LSU (11-4) and Oklahoma (10-5) have each clinched their seeds — fourth and fifth respectively — regardless of what happens Sunday. Their bracket positions are fixed.


The Second and Third Seed: Vanderbilt vs. Texas

The most straightforward of the remaining competitions involves Vanderbilt (12-3) and Texas (12-3), who share identical conference records and are competing for the second and third seeds with a clear set of scenarios.

Vanderbilt holds the tiebreaker by virtue of winning the head-to-head matchup against Texas, which means the Commodores currently occupy the second seed. For that to remain true, Vanderbilt needs either a win on Sunday or a Texas loss. Texas can claim the second seed only with a win and a simultaneous Vanderbilt loss — a parlay that requires things to break precisely right. The inverse applies for the third seed: Vanderbilt claims third with a loss and a Texas win; Texas claims third with a Vanderbilt win or a loss of their own.

The practical difference between second and third seed in Greenville is meaningful but not dramatic. Both teams receive a first-round bye and begin play on Thursday. The distinction matters primarily in terms of bracket positioning and the potential path to a championship game.


Seeds Six Through Eleven: Where the Real Drama Lives

This is where Sunday’s games have maximum consequence, and where the tiebreaker procedures become genuinely complicated.

The critical dividing line runs between the eighth and ninth seeds. Seeds six through eight receive a bye to Thursday. Seeds nine and below must play on Wednesday — an extra game that adds fatigue, reduces preparation time for subsequent rounds, and represents a meaningful competitive disadvantage for programs with Final Four or championship aspirations.

Kentucky, Ole Miss, and Tennessee are each 8-7 and currently seeded sixth, seventh, and eighth respectively based on tiebreaker procedures. The circular nature of their head-to-head results — Kentucky beat Ole Miss, Ole Miss beat Tennessee, Tennessee beat Kentucky — makes precise scenario mapping essentially impossible without knowing Sunday’s outcomes. The honest prescription for each of these teams is simple: win, and let the bracket sort itself out.

Alabama and Georgia are each 7-8, with Alabama currently holding the ninth seed via tiebreaker. Texas A&M (6-9) sits 11th and cannot fall below that position — the Aggies defeated both Florida and Missouri, giving them a floor regardless of Sunday’s results.

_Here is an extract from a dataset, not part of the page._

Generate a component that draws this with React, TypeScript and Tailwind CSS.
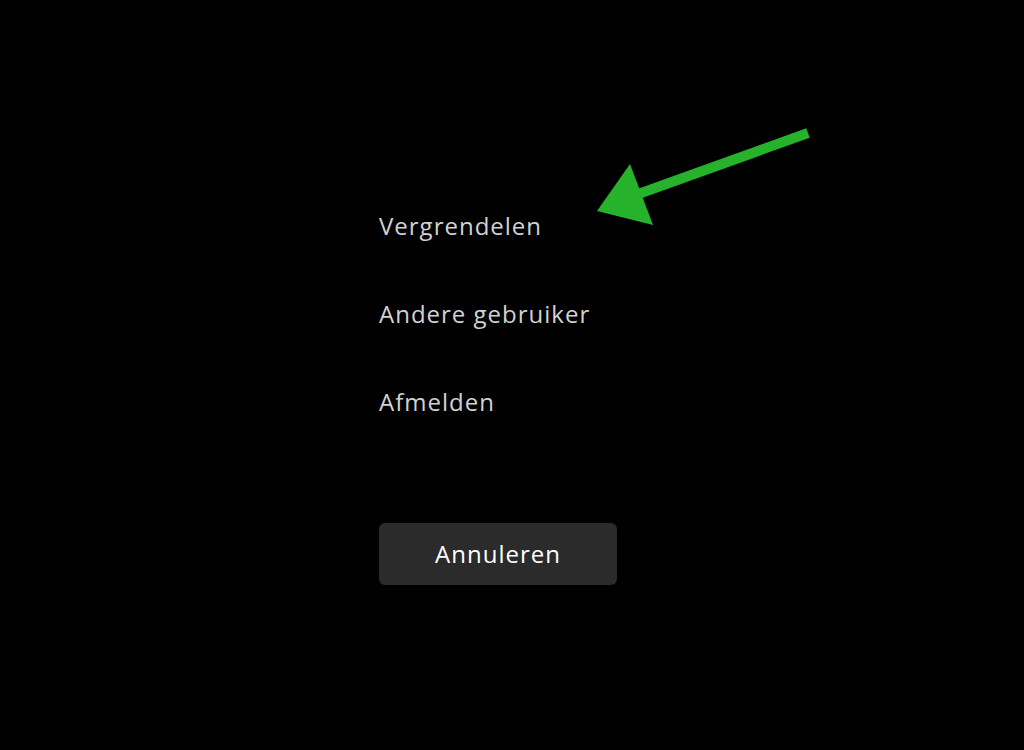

The tiebreaker procedures themselves deserve a brief explanation given their complexity. In a three-team tie, the process begins with winning percentage in head-to-head games among the tied teams, proceeds through records against the highest available seed, then road conference records, point differential in head-to-head games, winning percentage against Quad 1 opponents, Quad 2 opponents, and finally NCAA NET ranking if everything else remains equal. The commissioner’s coin flip, apparently a beloved historical artifact of conference tournament seeding, has been removed from the procedures — a development that is, depending on your perspective, either a triumph of analytical rigor or a genuine loss for chaos enthusiasts.

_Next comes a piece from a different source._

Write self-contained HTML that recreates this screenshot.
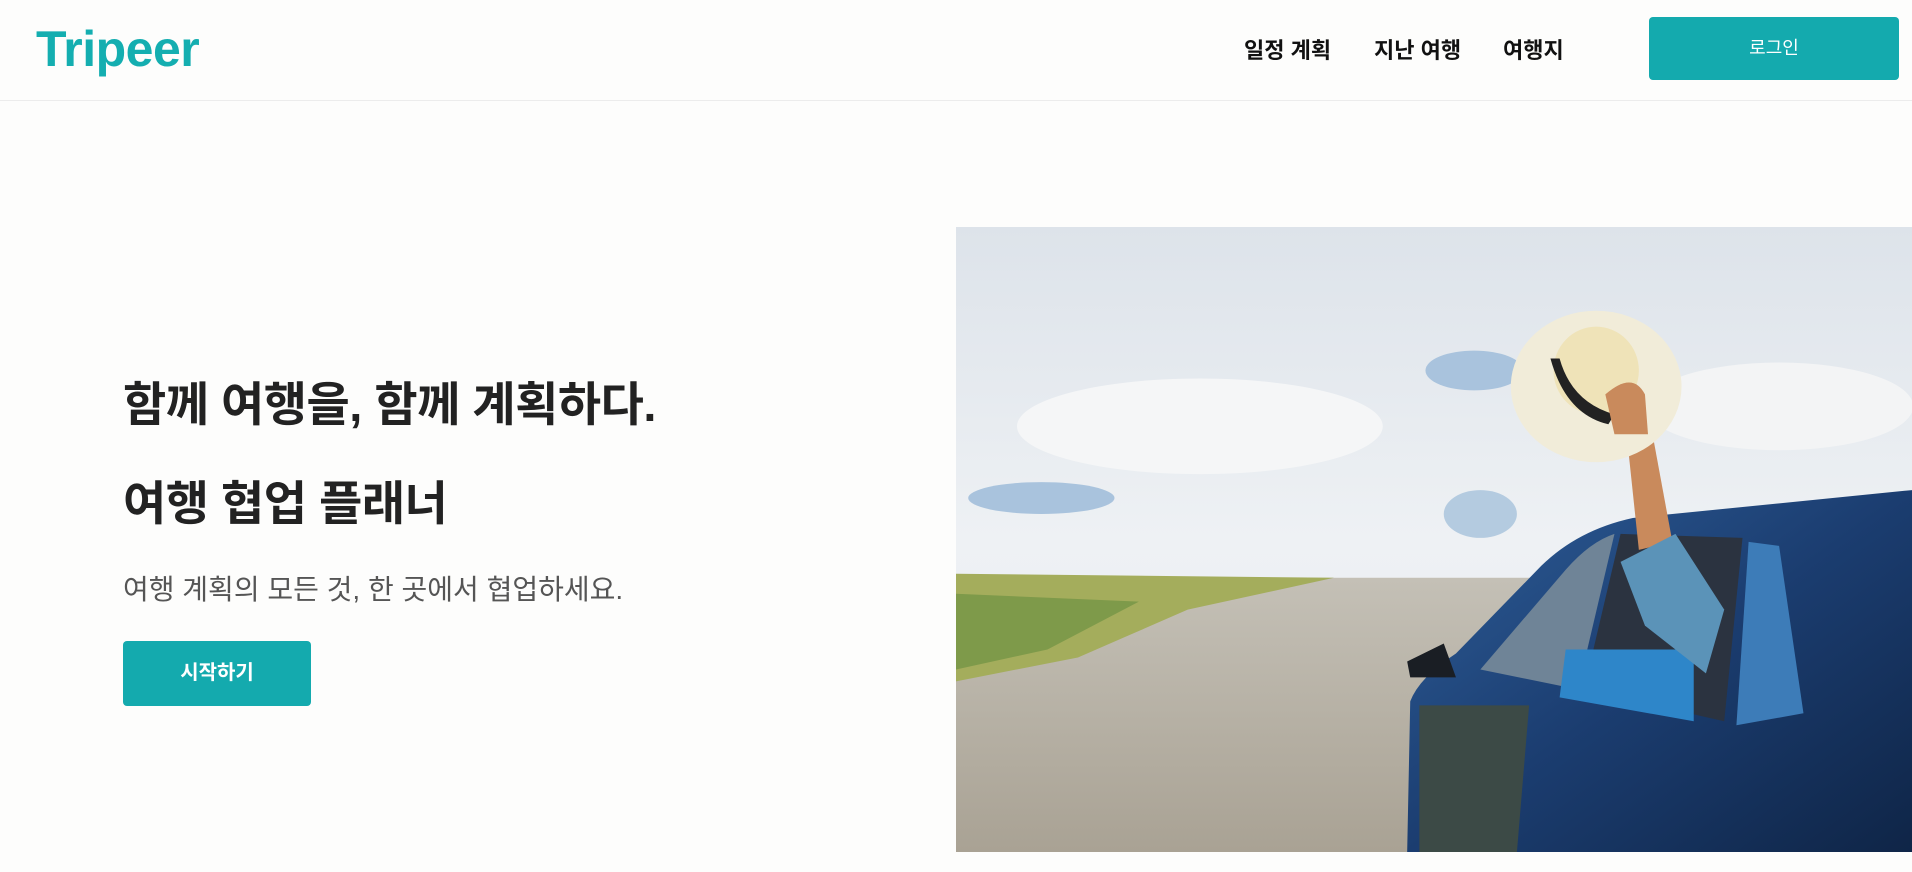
<!DOCTYPE html>
<html><head><meta charset="utf-8"><style>
*{margin:0;padding:0;box-sizing:border-box}
body{width:1912px;height:872px;background:#fdfdfc;font-family:"Liberation Sans","Noto Sans CJK KR",sans-serif;position:relative;overflow:hidden;color:#222}
.hdr{position:absolute;left:0;top:0;width:1912px;height:101px;border-bottom:1px solid #ececec}
.logo{position:absolute;left:36px;top:20px;font-size:50px;font-weight:700;color:#14aeb0;letter-spacing:-0.5px}
.nav{position:absolute;top:33px;font-size:22px;font-weight:700;color:#111}
.login{position:absolute;left:1649px;top:17px;width:250px;height:63px;background:#14aaae;border-radius:4px;color:#fff;font-size:18px;text-align:center;line-height:63px}
h1{position:absolute;left:123px;font-size:47px;line-height:1;font-weight:700;letter-spacing:-0.5px;color:#222;white-space:nowrap}
.sub{position:absolute;left:123px;top:576px;font-size:28px;line-height:1;color:#555;white-space:nowrap}
.btn{position:absolute;left:123px;top:641px;width:188px;height:65px;background:#14aaae;border-radius:4px;color:#fff;font-weight:700;font-size:20px;text-align:center;line-height:65px}
svg{position:absolute;left:956px;top:227px}
</style></head><body>
<div class="hdr">
<div class="logo">Tripeer</div>
<div class="nav" style="left:1244px">일정 계획</div>
<div class="nav" style="left:1374px">지난 여행</div>
<div class="nav" style="left:1503px">여행지</div>
<div class="login">로그인</div>
</div>
<h1 style="top:381px">함께 여행을, 함께 계획하다.</h1>
<h1 style="top:480px">여행 협업 플래너</h1>
<div class="sub">여행 계획의 모든 것, 한 곳에서 협업하세요.</div>
<div class="btn">시작하기</div>
<svg width="956" height="625" viewBox="0 0 1568 1568" preserveAspectRatio="none">
<defs>
<linearGradient id="sk" x1="0" y1="0" x2="0" y2="1"><stop offset="0" stop-color="#dde3ea"/><stop offset="0.5" stop-color="#eef1f4"/><stop offset="1" stop-color="#e6ebf0"/></linearGradient>
<linearGradient id="rd" x1="0" y1="0" x2="0" y2="1"><stop offset="0" stop-color="#c4c0b6"/><stop offset="1" stop-color="#a9a294"/></linearGradient>
<linearGradient id="car" x1="0" y1="0" x2="1" y2="1"><stop offset="0" stop-color="#2f5f9a"/><stop offset="0.5" stop-color="#1b3d70"/><stop offset="1" stop-color="#0f2547"/></linearGradient>
</defs>
<rect width="1568" height="1568" fill="url(#sk)"/>
<ellipse cx="850" cy="360" rx="80" ry="50" fill="#a9c3dd"/>
<ellipse cx="140" cy="680" rx="120" ry="40" fill="#a9c3dd"/>
<ellipse cx="860" cy="720" rx="60" ry="60" fill="#b4cbe0"/>
<ellipse cx="400" cy="500" rx="300" ry="120" fill="#f5f6f7"/>
<ellipse cx="1350" cy="450" rx="220" ry="110" fill="#f3f4f5"/>
<rect x="0" y="880" width="1568" height="688" fill="url(#rd)"/>
<path d="M0,870 L620,880 L380,960 L200,1080 L0,1140 Z" fill="#a4ad5c"/>
<path d="M0,920 L300,940 L150,1060 L0,1110 Z" fill="#7e9a4a"/>
<path d="M740,1568 L745,1190 Q760,1130 820,1070 L960,850 Q1020,760 1110,730 L1568,660 L1568,1568 Z" fill="url(#car)"/>
<path d="M860,1110 L1000,860 Q1040,790 1080,770 L1020,1160 Z" fill="#6f8497"/>
<path d="M1030,1160 L1090,770 L1290,780 L1260,1240 Z" fill="#2b3340"/>
<path d="M1000,1060 L1210,1060 L1210,1240 L990,1180 Z" fill="#2e86c9"/>
<path d="M1300,790 L1350,800 L1390,1220 L1280,1250 Z" fill="#3d7cb8"/>
<path d="M760,1200 L940,1200 L920,1568 L760,1568 Z" fill="#3c4a46"/>
<path d="M740,1090 L800,1045 L820,1130 L745,1130 Z" fill="#1a1e24"/>
<path d="M1100,520 L1140,500 L1175,790 L1120,810 Z" fill="#c98a5c"/>
<path d="M1090,840 L1180,770 L1260,960 L1230,1120 L1130,1000 Z" fill="#5b93b8"/>
<ellipse cx="1050" cy="400" rx="140" ry="190" fill="#f1ecd9"/>
<ellipse cx="1050" cy="360" rx="70" ry="110" fill="#efe3b8"/>
<path d="M975,330 Q1000,470 1070,495 L1080,470 Q1010,440 990,330 Z" fill="#222"/>
<path d="M1065,420 Q1110,360 1130,420 L1135,520 L1080,520 Z" fill="#c98a5c"/>
</svg>
</body></html>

Seeds Twelve Through Fifteen: Settled Enough

The practical differences between the 12th and 15th seeds in a conference tournament are minimal enough that extended analysis is not particularly warranted. Florida (5-10) holds the tiebreaker over Mississippi State (5-10). Missouri (4-11) has the tiebreaker over Mississippi State. Auburn (3-12) has the tiebreaker over Missouri. The order may shift at the margins, but for programs whose primary focus has shifted to NCAA Tournament positioning and postseason preparation, these distinctions are largely administrative.


The Full SEC Standings Picture

SeedTeamRecord
1South Carolina14-1
2Vanderbilt12-3
3Texas12-3
4LSU11-4
5Oklahoma10-5
6Kentucky8-7
7Ole Miss8-7
8Tennessee8-7
9Alabama7-8
10Georgia7-8
11Texas A&M6-9
12Florida5-10
13Mississippi State5-10
14Missouri4-11
15Auburn3-12
16Arkansas0-15

What Sunday Means

For South Carolina, Sunday’s road game at Kentucky is the final regular-season tune-up before Greenville — a chance to sharpen rotations, test depth, and enter the SEC Tournament with momentum. The result will not change their seeding or their status. It will, however, matter to the Gamecocks in the specific way that every game matters to Dawn Staley’s program: as a standard to be met, regardless of what is or is not at stake in the standings.

For the teams clustered between sixth and eleventh, Sunday is considerably more consequential. The difference between a Wednesday start and a Thursday bye is not merely logistical. It is a competitive variable that can determine bracket survival in a conference where the middle of the standings is genuinely deep. Kentucky, Ole Miss, Tennessee, Alabama, and Georgia all have programs capable of making tournament noise — but only if they arrive in Greenville rested and on a schedule that allows them to build momentum rather than exhaust it.

The SEC Tournament begins March 6th in Greenville, South Carolina. By Sunday evening, the bracket will be set. Between now and then, every game matters — for some teams, more than anything that has come before it.